Airports of Serbia
- Native name: Аеродроми Србије
- Romanized name: Aerodromi Srbije
- Company type: Limited liability company
- Industry: Aviation
- Founded: 2 February 2016; 10 years ago
- Founder: Government of Serbia
- Headquarters: Vazduhoplovaca 24, Niš, Serbia
- Key people: Mihajlo Zdravković (Director)
- Services: Airport management
- Revenue: €4.21 million (2020)
- Net income: €1.16 million (2020)
- Total assets: €96.30 million (2020)
- Total equity: €91.62 million (2020)
- Owner: Government of Serbia (100%)
- Number of employees: 200 (2020)
- Subsidiaries: Aerodrom Trebinje d.o.o. (Bosnia and Herzegovina)
- Website: www.aerodromisrbije.rs

= Airports of Serbia =

Serbian state-owned company

Airports of Serbia (Аеродроми Србије) is a Serbian state-owned company, which owns and operates five airports in Serbia. It has its head office at Niš Constantine the Great Airport in the city of Niš, Serbia.
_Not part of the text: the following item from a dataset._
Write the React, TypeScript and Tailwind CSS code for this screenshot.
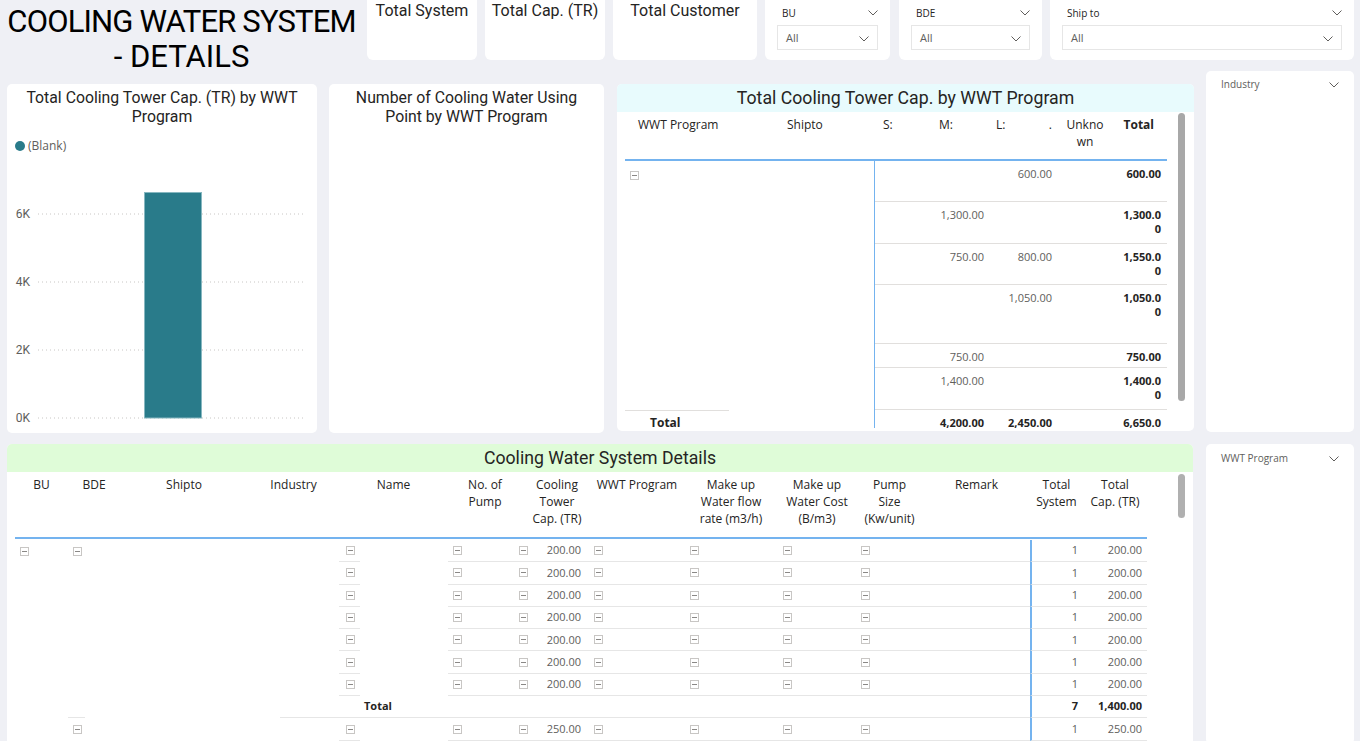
import React from "react";

const DIN = "font-['Roboto',sans-serif]";
const SEG = "font-['Open_Sans',sans-serif]";

const Chevron = ({ c = "#605e5c" }: { c?: string }) => (
  <svg width="10" height="6" viewBox="0 0 10 6" className="block">
    <polyline points="0.5,0.5 5,5 9.5,0.5" fill="none" stroke={c} strokeWidth="1" />
  </svg>
);

const MB = () => (
  <svg width="9" height="9" viewBox="0 0 9 9" className="block shrink-0">
    <rect x="0.5" y="0.5" width="8" height="8" fill="white" stroke="#c8c6c4" />
    <line x1="2" y1="4.5" x2="7" y2="4.5" stroke="#8a8886" />
  </svg>
);

const KpiCard = ({ w, label }: { w: string; label: string }) => (
  <div className={`${w} h-[60px] shrink-0 rounded-b-[6px] bg-white text-center text-[16px] leading-[22px] text-[#252423] ${DIN}`}>
    {label}
  </div>
);

const Slicer = ({ w, label, extra = "" }: { w: string; label: string; extra?: string }) => (
  <div className={`${w} ${extra} h-[60px] shrink-0 rounded-b-[6px] bg-white px-[12px] pt-[6px] ${SEG}`}>
    <div className="flex h-[14px] items-center justify-between pl-[5px]">
      <span className="text-[10px] text-[#252423]">{label}</span>
      <Chevron />
    </div>
    <div className="mt-[5px] flex h-[25px] items-center justify-between border border-[#e6e6e6] px-[8px] pt-[2px]">
      <span className="text-[11px] text-[#605e5c]">All</span>
      <Chevron />
    </div>
  </div>
);

type MRow = { h: string; S?: string; M?: string; L?: string; U?: string; T: string[] };
const mrows: MRow[] = [
  { h: "h-[41px]", L: "600.00", T: ["600.00"] },
  { h: "h-[42px]", M: "1,300.00", T: ["1,300.0", "0"] },
  { h: "h-[41px]", M: "750.00", L: "800.00", T: ["1,550.0", "0"] },
  { h: "h-[59px]", L: "1,050.00", T: ["1,050.0", "0"] },
  { h: "h-[24px]", M: "750.00", T: ["750.00"] },
  { h: "h-[42px]", M: "1,400.00", T: ["1,400.0", "0"] },
];

const Matrix = () => (
  <div className="flex h-[347px] w-[577px] shrink-0 flex-col overflow-hidden rounded-[5px] bg-white">
    <div className={`h-[28px] bg-[#e8fbfd] text-center text-[17.7px] leading-[28px] text-[#252423] ${DIN}`}>
      Total Cooling Tower Cap. by WWT Program
    </div>
    <div className="flex">
      <div className={`ml-[8px] w-[542px] ${SEG}`}>
        <div className="flex h-[49px] border-b-2 border-[#74b3ef] pt-[4px] text-[12px] leading-[17px] text-[#252423]">
          <div className="w-[135px] pl-[13px]">WWT Program</div>
          <div className="w-[114px] pl-[27px]">Shipto</div>
          <div className="w-[56px] pl-[9px]">S:</div>
          <div className="w-[60px] pl-[9px]">M:</div>
          <div className="flex w-[68px] justify-between pl-[6px] pr-[6px]">
            <span>L:</span>
            <span>.</span>
          </div>
          <div className="w-[54px] text-center">
            Unkno
            <br />
            wn
          </div>
          <div className="w-[55px] pr-[13px] text-right font-bold">Total</div>
        </div>
        <div className="flex h-[267px] overflow-hidden text-[11px] leading-[14px]">
          <div className="flex w-[249px] shrink-0 flex-col">
            <div className="h-[249px] shrink-0 pl-[5px] pt-[10px]">
              <MB />
            </div>
            <div className="w-[104px] shrink-0 border-t border-[#e1dfdd] pl-[25px] pt-[5px] text-[12px] font-bold text-[#252423]">
              Total
            </div>
          </div>
          <div className="flex w-[293px] shrink-0 flex-col border-l border-[#74b3ef]">
            {mrows.map((r, i) => (
              <div key={i} className={`flex ${r.h} shrink-0 border-b border-[#e1dfdd] pt-[6px] text-[#605e5c]`}>
                <div className="w-[55px] pr-[6px] text-right">{r.S}</div>
                <div className="w-[60px] pr-[6px] text-right">{r.M}</div>
                <div className="w-[68px] pr-[6px] text-right">{r.L}</div>
                <div className="w-[54px] pr-[6px] text-right">{r.U}</div>
                <div className="w-[55px] pr-[6px] text-right font-bold text-[#252423]">
                  {r.T.map((t, j) => (
                    <div key={j}>{t}</div>
                  ))}
                </div>
              </div>
            ))}
            <div className="flex shrink-0 pt-[6px] font-bold text-[#252423]">
              <div className="w-[55px]" />
              <div className="w-[60px] pr-[6px] text-right">4,200.00</div>
              <div className="w-[68px] pr-[6px] text-right">2,450.00</div>
              <div className="w-[54px]" />
              <div className="w-[55px] pr-[6px] text-right">6,650.0</div>
            </div>
          </div>
        </div>
      </div>
      <div className="ml-[11px] mt-[1px] h-[288px] w-[7px] rounded-full bg-[#a8a8a8]" />
    </div>
  </div>
);

const cols = [
  { w: "w-[53px]", h: ["BU"], hp: "" },
  { w: "w-[52px]", h: ["BDE"], hp: "" },
  { w: "w-[128px]", h: ["Shipto"], hp: "" },
  { w: "w-[91px]", h: ["Industry"], hp: "" },
  { w: "w-[109px]", h: ["Name"], hp: "" },
  { w: "w-[66px]", h: ["No. of", "Pump"], hp: "pl-[8px]" },
  { w: "w-[76px]", h: ["Cooling", "Tower", "Cap. (TR)"], hp: "pl-[10px]" },
  { w: "w-[94px]", h: ["WWT Program"], hp: "" },
  { w: "w-[94px]", h: ["Make up", "Water flow", "rate (m3/h)"], hp: "" },
  { w: "w-[78px]", h: ["Make up", "Water Cost", "(B/m3)"], hp: "" },
  { w: "w-[67px]", h: ["Pump", "Size", "(Kw/unit)"], hp: "" },
  { w: "w-[107px]", h: ["Remark"], hp: "" },
  { w: "w-[53px]", h: ["Total", "System"], hp: "" },
  { w: "w-[64px]", h: ["Total", "Cap. (TR)"], hp: "" },
];

type DRow = { kind: "data" | "total"; bu?: boolean; bde?: boolean; cap?: string; sys: string; tcap: string };
const drows: DRow[] = [
  { kind: "data", bu: true, bde: true, cap: "200.00", sys: "1", tcap: "200.00" },
  { kind: "data", cap: "200.00", sys: "1", tcap: "200.00" },
  { kind: "data", cap: "200.00", sys: "1", tcap: "200.00" },
  { kind: "data", cap: "200.00", sys: "1", tcap: "200.00" },
  { kind: "data", cap: "200.00", sys: "1", tcap: "200.00" },
  { kind: "data", cap: "200.00", sys: "1", tcap: "200.00" },
  { kind: "data", cap: "200.00", sys: "1", tcap: "200.00" },
  { kind: "total", sys: "7", tcap: "1,400.00" },
  { kind: "data", bde: true, cap: "250.00", sys: "1", tcap: "250.00" },
];

const LINE = "border-b border-[#e6e6e6]";

const DetailRow = ({ r }: { r: DRow }) => {
  const isT = r.kind === "total";
  return (
    <div className="flex h-[22.3px] shrink-0 text-[11px] text-[#605e5c]">
      <div className="flex h-full w-[53px] items-center pl-[5px]">{r.bu && <MB />}</div>
      <div className="flex h-full w-[52px] items-start">
        {isT ? (
          <div className={`h-full w-[17px] ${LINE}`} />
        ) : (
          <div className="flex h-full items-center pl-[5px]">{r.bde && <MB />}</div>
        )}
      </div>
      <div className="h-full w-[128px]" />
      <div className="flex h-full w-[91px] justify-end">{isT && <div className={`h-full w-[59px] ${LINE}`} />}</div>
      {isT ? (
        <div className={`flex h-full w-[109px] items-center pl-[25px] text-[11px] font-bold text-[#252423] ${LINE}`}>Total</div>
      ) : (
        <div className="flex h-full w-[109px]">
          <div className={`flex h-full w-[21px] items-center pl-[7px] ${LINE}`}>
            <MB />
          </div>
        </div>
      )}
      <div className={`flex h-full w-[66px] items-center pl-[5px] ${LINE}`}>{!isT && <MB />}</div>
      <div className={`flex h-full w-[76px] items-center pl-[5px] pr-[9px] ${LINE}`}>
        {!isT && <MB />}
        <span className="ml-auto">{r.cap}</span>
      </div>
      <div className={`flex h-full w-[94px] items-center pl-[4px] ${LINE}`}>{!isT && <MB />}</div>
      <div className={`flex h-full w-[94px] items-center pl-[6px] ${LINE}`}>{!isT && <MB />}</div>
      <div className={`flex h-full w-[78px] items-center pl-[5px] ${LINE}`}>{!isT && <MB />}</div>
      <div className={`flex h-full w-[67px] items-center pl-[5px] ${LINE}`}>{!isT && <MB />}</div>
      <div className={`h-full w-[107px] ${LINE}`} />
      <div
        className={`flex h-full w-[53px] items-center justify-end border-l-2 border-l-[#74b3ef] pr-[5px] ${LINE} ${isT ? "font-bold text-[#252423]" : ""}`}
      >
        {r.sys}
      </div>
      <div className={`flex h-full w-[64px] items-center justify-end pr-[5px] ${LINE} ${isT ? "font-bold text-[#252423]" : ""}`}>
        {r.tcap}
      </div>
    </div>
  );
};

const Details = () => (
  <div className="flex h-[310px] w-[1186px] shrink-0 flex-col overflow-hidden rounded-[5px] bg-white">
    <div className={`h-[28px] bg-[#dffcd8] text-center text-[17.7px] leading-[28px] text-[#252423] ${DIN}`}>
      Cooling Water System Details
    </div>
    <div className="flex">
      <div className={`ml-[8px] w-[1132px] ${SEG}`}>
        <div className="flex h-[67px] border-b-2 border-[#74b3ef] pt-[4px] text-[12px] leading-[17px] text-[#252423]">
          {cols.map((c, i) => (
            <div key={i} className={`${c.w} ${c.hp} shrink-0 text-center`}>
              {c.h.map((t, j) => (
                <div key={j}>{t}</div>
              ))}
            </div>
          ))}
        </div>
        <div className="flex flex-col pt-[1px]">
          {drows.map((r, i) => (
            <DetailRow key={i} r={r} />
          ))}
        </div>
      </div>
      <div className="ml-[31px] mt-[2px] h-[44px] w-[7px] rounded-full bg-[#b0b0b0]" />
    </div>
  </div>
);

const SideSlicer = ({ h, label, pt }: { h: string; label: string; pt: string }) => (
  <div className={`${h} w-[148px] rounded-[5px] bg-white ${pt} pl-[15px] pr-[15px] ${SEG}`}>
    <div className="flex items-center justify-between">
      <span className="text-[10px] text-[#605e5c]">{label}</span>
      <Chevron />
    </div>
  </div>
);

export default function App() {
  return (
    <div className={`relative h-[741px] w-[1360px] overflow-hidden bg-[#eff0f5] ${SEG}`}>
      <div className="flex h-[60px]">
        <div className={`h-[60px] w-[363px] shrink-0 pt-[4px] text-center text-[31px] leading-[35px] text-black ${DIN}`}>
          <div className="whitespace-nowrap tracking-[-0.85px]">COOLING WATER SYSTEM</div>
          <div>- DETAILS</div>
        </div>
        <div className="ml-[4px] flex gap-[8px]">
          <KpiCard w="w-[110px]" label="Total System" />
          <KpiCard w="w-[120px]" label="Total Cap. (TR)" />
          <KpiCard w="w-[144px]" label="Total Customer" />
          <Slicer w="w-[125px]" label="BU" extra="mr-[1px]" />
          <Slicer w="w-[143px]" label="BDE" />
          <Slicer w="w-[304px]" label="Ship to" />
        </div>
      </div>
      <div className="mt-[11px] flex">
        <div className="flex w-[1194px] shrink-0 flex-col gap-[11px] pl-[7px] pt-[13px]">
          <div className="flex h-[349px]">
            <div className="flex h-[349px] w-[310px] shrink-0 flex-col rounded-[5px] bg-white">
              <div className={`pt-[4px] text-center text-[15.8px] leading-[19px] text-[#252423] ${DIN}`}>
                Total Cooling Tower Cap. (TR) by WWT
                <br />
                Program
              </div>
              <div className="ml-[8px] mt-[13px] flex h-[14px] items-center gap-[3px]">
                <span className="h-[10px] w-[10px] rounded-full bg-[#297b8a]" />
                <span className="text-[12px] text-[#605e5c]">(Blank)</span>
              </div>
              <svg className="mt-[32px] block" width="310" height="240" viewBox="0 0 310 240">
                {[29, 97, 165, 233].map((y, i) => (
                  <g key={i}>
                    <line x1="31" x2="299" y1={y} y2={y} stroke="#c8c6c4" strokeWidth="1" strokeDasharray="1 3" />
                    <text x="23" y={y + 4} textAnchor="end" fontSize="12" fill="#605e5c" fontFamily="Roboto, sans-serif">
                      {["6K", "4K", "2K", "0K"][i]}
                    </text>
                  </g>
                ))}
                <rect x="137.5" y="7.5" width="57" height="225.5" fill="#297b8a" stroke="#86b7c0" strokeWidth="1" />
              </svg>
            </div>
            <div className="ml-[12px] h-[349px] w-[275px] shrink-0 rounded-[5px] bg-white">
              <div className={`pt-[4px] text-center text-[15.8px] leading-[19px] text-[#252423] ${DIN}`}>
                Number of Cooling Water Using
                <br />
                Point by WWT Program
              </div>
            </div>
            <div className="ml-[13px]">
              <Matrix />
            </div>
          </div>
          <Details />
        </div>
        <div className="ml-[12px] flex w-[148px] shrink-0 flex-col gap-[12px]">
          <SideSlicer h="h-[361px]" label="Industry" pt="pt-[6px]" />
          <SideSlicer h="h-[300px]" label="WWT Program" pt="pt-[7px]" />
        </div>
      </div>
    </div>
  );
}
This state-owned Public Enterprise was formed on 2nd of February 2016, by the Government of Serbia. The main tasks of the company is management, development and maintenance of the airport infrastructure in Serbia and region. Belgrade Nikola Tesla Airport is the only major airport in Serbia that is not operated by the Airports of Serbia. It is operated by French conglomerate Vinci Airports. The planned Trebinje Airport in Bosnia and Herzegovina will be the first airport outside of Serbia, owned and operated by the Airports of Serbia. The main goal is that all airports, except Belgrade Nikola Tesla Airport, become a part of the Airports of Serbia, for easier and more efficient management.

== List of airports ==

Airports of Serbia operates the following airports (bold text indicates international airports with scheduled services):

| Airport names | City |
|---|---|
| Niš Constantine the Great Airport | Niš |
| Morava Airport | Kraljevo |

It also owns the company operating the as-of-2025 under-construction Trebinje airport in Republika Srpska.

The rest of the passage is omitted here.